ウェブは社会の当たり前のインフラになり、変容していく

多発したウイルス(というかPC乗っ取り)による脅迫書き込みとそれによる誤認逮捕の件。少しtwitterでも話したけど、しっくりこないことが多い。
今回、逮捕に至った経緯はある程度しかたないという声も散見される。まあ、自分の指紋がべっとりついた包丁が殺人現場に放置されていたようなもので、盗まれたって主張しても証拠がないじゃないか、というような。しかたない面もあるだろう。「誤認」という言葉も一方の当事者からみた言葉でしかない。
といっても、こういうので簡単に逮捕されるようでは正直今の日本の社会ではしんどい。小倉先生曰く、逮捕即解雇する企業はあまりなくて、起訴されてようやくというところが多いという話らしいけど、アニメ演出家の件は起訴されている。
犯罪を取り締まる側からすると、ウイルスにかかったことがないことを証明しなければ逮捕できない、というのでは捜査にならない、ということはあると思う。だから、落とし所はそこではないと一般市民側からも思う。脅迫書き込みなので、それが事実だった場合、ということについての緊急性はあるかもしれない。ただ、事実の疑いがあるから殺人未遂で逮捕ね、というわけにはいかないよね。脅迫書き込みでの逮捕それ自体にはたいてい緊急性はない。特にもう予告が過ぎ去って何もなかった場合。書き込んだPCが割れているんだから、捜査にご協力ください(もちろん犯人だったらあとで逮捕するからな!)ではいけないのだろうか。
前からなんどか主張しているのだけれども、こういうのってやはり市民の側も単に権利侵害だ、とか権力の横暴だ、とか言っている場合じゃないと思うんだよね。社会ってのはある意味一人では生きられないために集まっているものなんだから、犯罪を排除する方向に規律を動かしていくのも一人ひとりの仕事のうちなんだと思う。自由だ権利だってのはその上に初めて成り立っている。
さて、ウェブの世界というのは社会に投げ込まれた新しいインフラだ。まだまだ一般には未知の部分もあるし、でも、利用シーンは際限なく広がっている。このインフラに対する知識と問題点をきちんと全員が把握していくことは必要だよね。期待しているのは、もう少ししたら純粋ウェブ世代が警察にもどんどん入っていくだろうこと。そろそろアホな案件はなくなる一方で、今までだったら無知な警察を笑っていられたような案件でも犯罪の要件を満たしていたらどんどん取り締まられるであろうということもあるだろう。よく考えてみなよ。素人どうしで無断転載は著作権違反でどうのこうのとやりとりする社会だよ。「警察は無知」というのはオールドタイプに対する評価であって、ニュータイプの数が増えてくることによって、素人のやり取り以上の深いレベルで警察力が発揮されることになるのは間違いないんだよ。そのことに対してみんな「どうせ警察」って思ってたりしない?
まあ、そのうち「時刻表ミステリ」よろしく「ハッカーミステリ」が特殊な物語でなく広く人口に膾炙することになったりもするかもしれないし、ウイルス対策ソフトも法的に導入が義務付けられるかもしれない(バーターで、ウイルス感染による他者へ与える損害についての責任が軽減されるかもしれない)。そのくらいの変化がないと、もうやっていけないんじゃないかと思う。
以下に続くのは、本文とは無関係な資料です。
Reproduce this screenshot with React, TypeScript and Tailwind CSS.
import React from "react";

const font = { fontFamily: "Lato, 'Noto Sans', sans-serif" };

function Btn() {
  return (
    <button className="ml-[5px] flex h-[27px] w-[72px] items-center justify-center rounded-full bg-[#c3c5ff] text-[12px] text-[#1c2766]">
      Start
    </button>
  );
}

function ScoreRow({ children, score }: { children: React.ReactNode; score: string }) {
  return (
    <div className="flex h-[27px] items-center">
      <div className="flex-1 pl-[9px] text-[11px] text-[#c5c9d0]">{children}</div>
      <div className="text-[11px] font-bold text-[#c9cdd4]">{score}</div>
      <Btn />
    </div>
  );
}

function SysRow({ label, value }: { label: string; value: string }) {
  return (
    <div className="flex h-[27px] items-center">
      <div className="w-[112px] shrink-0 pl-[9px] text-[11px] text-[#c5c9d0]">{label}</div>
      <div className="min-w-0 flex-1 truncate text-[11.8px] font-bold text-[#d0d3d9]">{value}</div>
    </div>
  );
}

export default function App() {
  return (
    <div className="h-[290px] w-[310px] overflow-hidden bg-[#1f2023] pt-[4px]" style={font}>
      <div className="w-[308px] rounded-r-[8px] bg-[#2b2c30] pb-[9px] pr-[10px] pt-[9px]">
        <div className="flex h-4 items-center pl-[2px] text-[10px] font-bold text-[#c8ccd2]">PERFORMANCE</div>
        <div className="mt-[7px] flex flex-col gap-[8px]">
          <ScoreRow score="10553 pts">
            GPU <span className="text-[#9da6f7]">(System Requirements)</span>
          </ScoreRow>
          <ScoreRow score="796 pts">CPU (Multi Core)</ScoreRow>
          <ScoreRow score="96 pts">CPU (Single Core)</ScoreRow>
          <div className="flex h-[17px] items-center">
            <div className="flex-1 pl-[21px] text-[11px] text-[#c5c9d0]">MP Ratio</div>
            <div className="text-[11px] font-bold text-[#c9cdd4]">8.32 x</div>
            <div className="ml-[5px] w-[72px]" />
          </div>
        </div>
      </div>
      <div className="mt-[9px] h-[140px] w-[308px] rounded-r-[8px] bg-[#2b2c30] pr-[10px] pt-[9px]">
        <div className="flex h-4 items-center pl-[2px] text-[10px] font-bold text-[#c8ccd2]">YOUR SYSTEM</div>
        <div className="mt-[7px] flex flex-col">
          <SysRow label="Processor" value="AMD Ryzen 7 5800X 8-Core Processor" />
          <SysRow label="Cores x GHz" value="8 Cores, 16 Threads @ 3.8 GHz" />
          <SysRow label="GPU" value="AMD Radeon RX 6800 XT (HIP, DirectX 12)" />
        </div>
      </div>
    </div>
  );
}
だから、僕たちは既存の規範のもとで物事を考えて、これはできる、あれはダメだ、これは問題だ、人権が、自由が、理念が、というような議論はそろそろ捨てるべき時期に来ているのではないだろうか。ものすごい大きな話だし、すぐにどうこうできるようなものでもないだろうけれども、根本的な考え方から変えて行かないと、警察が誤認逮捕でお茶を濁すような世界から脱却できないんじゃないかな。
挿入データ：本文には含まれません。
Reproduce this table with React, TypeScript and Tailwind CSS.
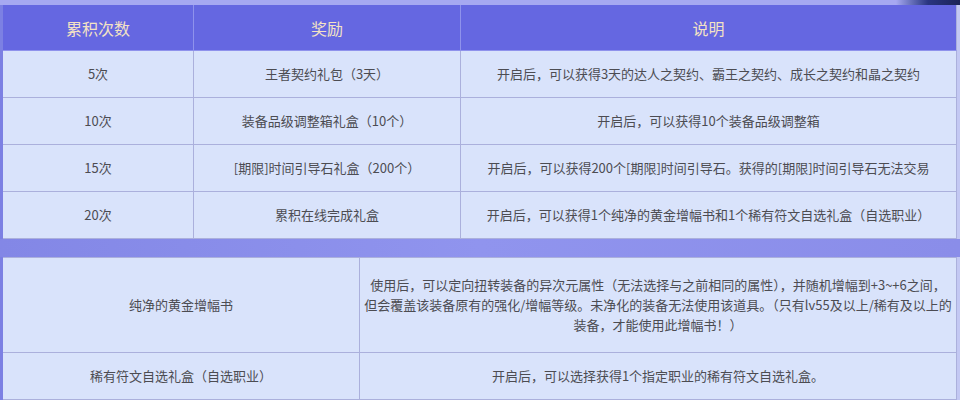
import React from "react";

const rows = [
  ["5次", "王者契约礼包（3天）", "开启后，可以获得3天的达人之契约、霸王之契约、成长之契约和晶之契约"],
  ["10次", "装备品级调整箱礼盒（10个）", "开启后，可以获得10个装备品级调整箱"],
  ["15次", "[期限]时间引导石礼盒（200个）", "开启后，可以获得200个[期限]时间引导石。获得的[期限]时间引导石无法交易"],
  ["20次", "累积在线完成礼盒", "开启后，可以获得1个纯净的黄金增幅书和1个稀有符文自选礼盒（自选职业）"],
];

const cell = "flex items-center justify-center text-center whitespace-nowrap border-r border-b border-[#abb0dc]";

const App = () => {
  return (
    <div
      className="relative w-[960px] h-[400px] overflow-hidden bg-[#8a8de9] text-[13px] text-[#4c4c52]"
      style={{ fontFamily: '"Microsoft YaHei", "Noto Sans CJK SC", sans-serif' }}
    >
      <div className="relative h-[5px] bg-[#a6a8f1]">
        <div className="absolute right-0 top-0 h-[5px] w-[64px] bg-gradient-to-r from-[#a6a8f1] via-[#2a3580] to-[#1c2458]" />
      </div>
      <div className="flex">
        <div className="w-[3px] bg-[#7c80e3]" />
        <div className="w-[954px]">
          <div className="grid grid-cols-[191px_267px_496px] bg-[#d9e3fb]">
            <div className={`${cell} h-[46px] bg-[#6567e1] text-[16px] text-[#f3e2c4] border-r-[#8f92ec] border-b-[#8f92ec]`}>累积次数</div>
            <div className={`${cell} h-[46px] bg-[#6567e1] text-[16px] text-[#f3e2c4] border-r-[#8f92ec] border-b-[#8f92ec]`}>奖励</div>
            <div className={`${cell} h-[46px] bg-[#6567e1] text-[16px] text-[#f3e2c4] border-b-[#8f92ec]`}>说明</div>
            {rows.map((r) => (
              <React.Fragment key={r[0]}>
                <div className={`${cell} h-[47px]`}>{r[0]}</div>
                <div className={`${cell} h-[47px]`}>{r[1]}</div>
                <div className={`${cell} h-[47px]`}>{r[2]}</div>
              </React.Fragment>
            ))}
          </div>
        </div>
        <div className="w-[3px] bg-[#c3c8f3]" />
      </div>
      <div className="h-[18px] bg-gradient-to-r from-[#8387e6] via-[#9094ee] to-[#8a8de9]" />
      <div className="flex">
        <div className="w-[3px] bg-[#7c80e3]" />
        <div className="w-[954px] grid grid-cols-[357px_597px] bg-[#d9e3fb] border-t border-[#abb0dc]">
          <div className={`${cell} h-[95px]`}>纯净的黄金增幅书</div>
          <div className={`${cell} h-[95px] flex-col leading-[20px]`}>
            <span>使用后，可以定向扭转装备的异次元属性（无法选择与之前相同的属性），并随机增幅到+3~+6之间，</span>
            <span>但会覆盖该装备原有的强化/增幅等级。未净化的装备无法使用该道具。（只有lv55及以上/稀有及以上的</span>
            <span>装备，才能使用此增幅书！）</span>
          </div>
          <div className={`${cell} h-[47px]`}>稀有符文自选礼盒（自选职业）</div>
          <div className={`${cell} h-[47px]`}>开启后，可以选择获得1个指定职业的稀有符文自选礼盒。</div>
        </div>
        <div className="w-[3px] bg-[#c3c8f3]" />
      </div>
    </div>
  );
};

export default App;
本来であれば、こういうのは新しい時代を見ることのできる有能な政財界によってトップダウンで改革されるべきなんじゃないかと思うんだけど、悲しいことに、見渡す限りの老害の山。であるならば、ウェブで変わる世界の新たなる規範はウェブの住人が決めていくしかないのだろう。しかし、実社会に生きる僕たちは既存の規範から脱却できず、パラダイムシフトには至らない。オールドタイプなのかな、とも思う。

最近耳にした話で、昔は復活の呪文というのがあって大変だったんだよ、という話をしたら「写メればいいのに」って言われたというのがあった。たぶん、そのくらいの世代の人たちが新しい規範を作っていくんじゃないかと思っている。
そして、我々は既存の規範のもとでの価値観を守りぬく抵抗勢力になるのだろう。